Nippes Novelty

Pam’s Pictorama Post: I sometimes feel that, while glorious in many ways, the advent of online auctions has sadly really devastated flea markets. As a result, the ability to wander through acres of other people’s stuff, milling happily through it for hours on end, is not available as it once was – and this means the happy coincidence of finding something you never knew you needed is less likely to occur. I try to have open ended searches that will be inclusive of all items I might be interested in, but it is always a challenge to look for what you don’t know might exist. However, recently I was searching an online auction that seemed to have extremely varied items and somehow I stumbled happily on these. After some fun with the technicalities of signing up for the auction site, I more or less forgot about it for a month until I was notified, much to my extreme pleasure, that I had won them! They came from an auction house devoted to toy soldiers, Old Toy Soldier Auctions of Pittsburgh – once again proving that although we may not be coming across unexpected bits at flea markets any longer, we certainly have access to venues we would not otherwise. I guess it evens out in the end!

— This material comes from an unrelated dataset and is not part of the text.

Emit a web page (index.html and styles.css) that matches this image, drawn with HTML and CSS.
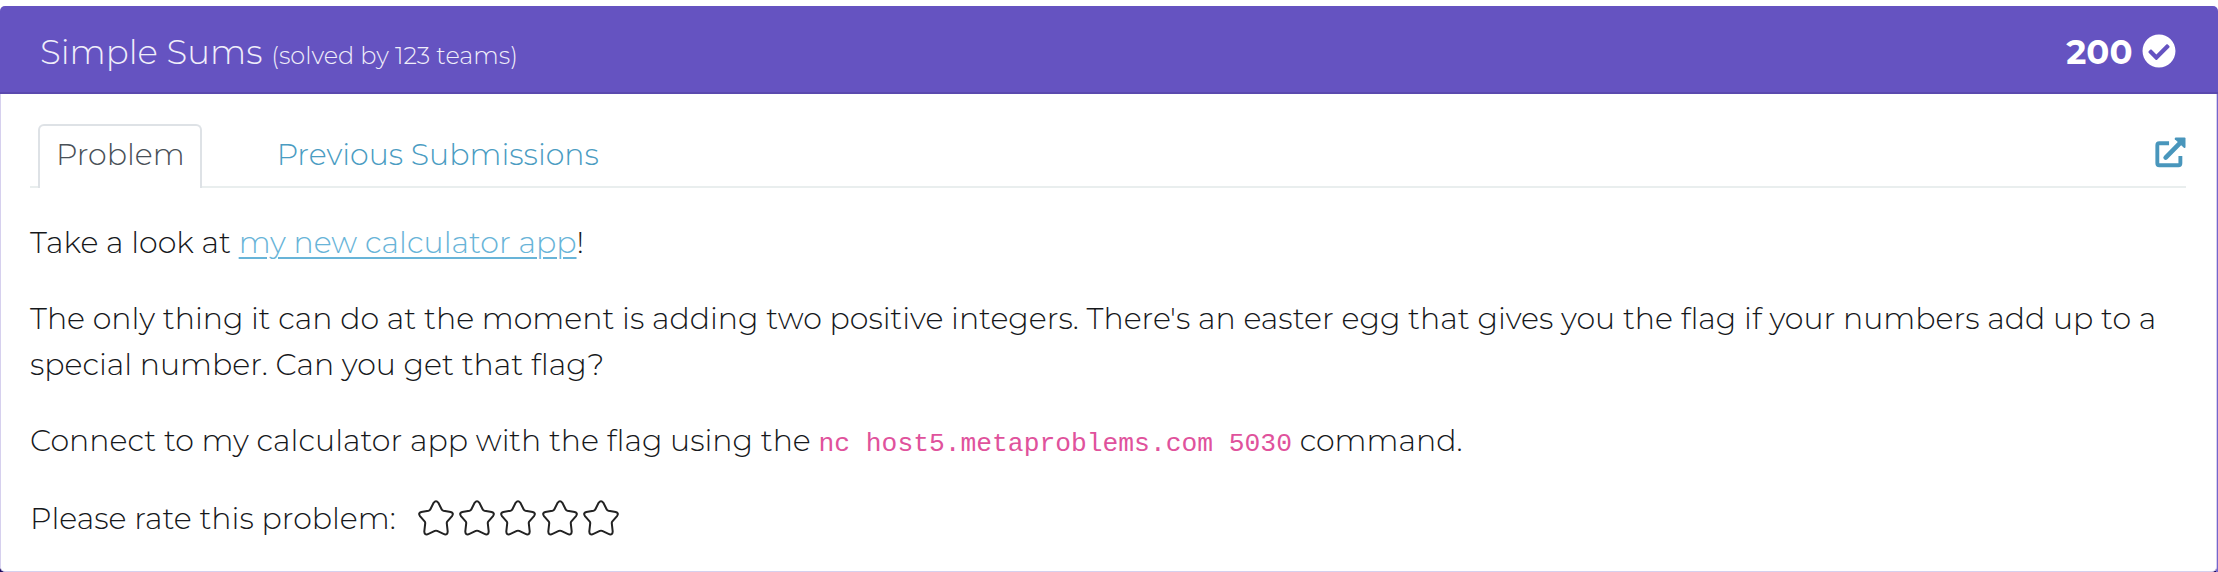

These extremely interesting pieces were listed as Souvenirs made by Heyde. While tons of images of toy soldiers and toy soldier sales come up if you google Heyde – it takes a while to find out about them and the non-soldier toys made by them. I owe the description of the company I do have to an eBay seller named Ascot who is auctioning some of the other novelty items (including an alligator who stands on hind legs bearing an umbrella) as I write this. According to Ascot the novelties sold by the company were called Nippes and included a number of variations on this umbrella-animal theme all of them made of a pot metal similar to these. There are no company markings – some of his are marked German, but I don’t see that on these either. Heyde was, as you may have guessed, a German company. It was founded in 1872 by George Carl Adolf Heyde and was completely destroyed in 1945 during the bombing of Dresden. A brief history of toy soldiers offers that the small lead ones were too expensive to be popular at first, but eventually caught on with the wealthy and became a status toy of choice at the turn of the century.

From what I can see looking at Heyde non-soldier Nippes – the quality is a bit all over the place. Some of the execution is much more slapdash and others, like these, finely executed. They had a line of instrument playing cat band nodders which I would be mad for if a bit more care had been taken in their making.

I have no way of knowing if these figures were sold together and meant as a set or if they just ended up that way. They have a nice heft to them which is one of the things I miss in similar objects made later. These were novelties made to withstand time – and they have.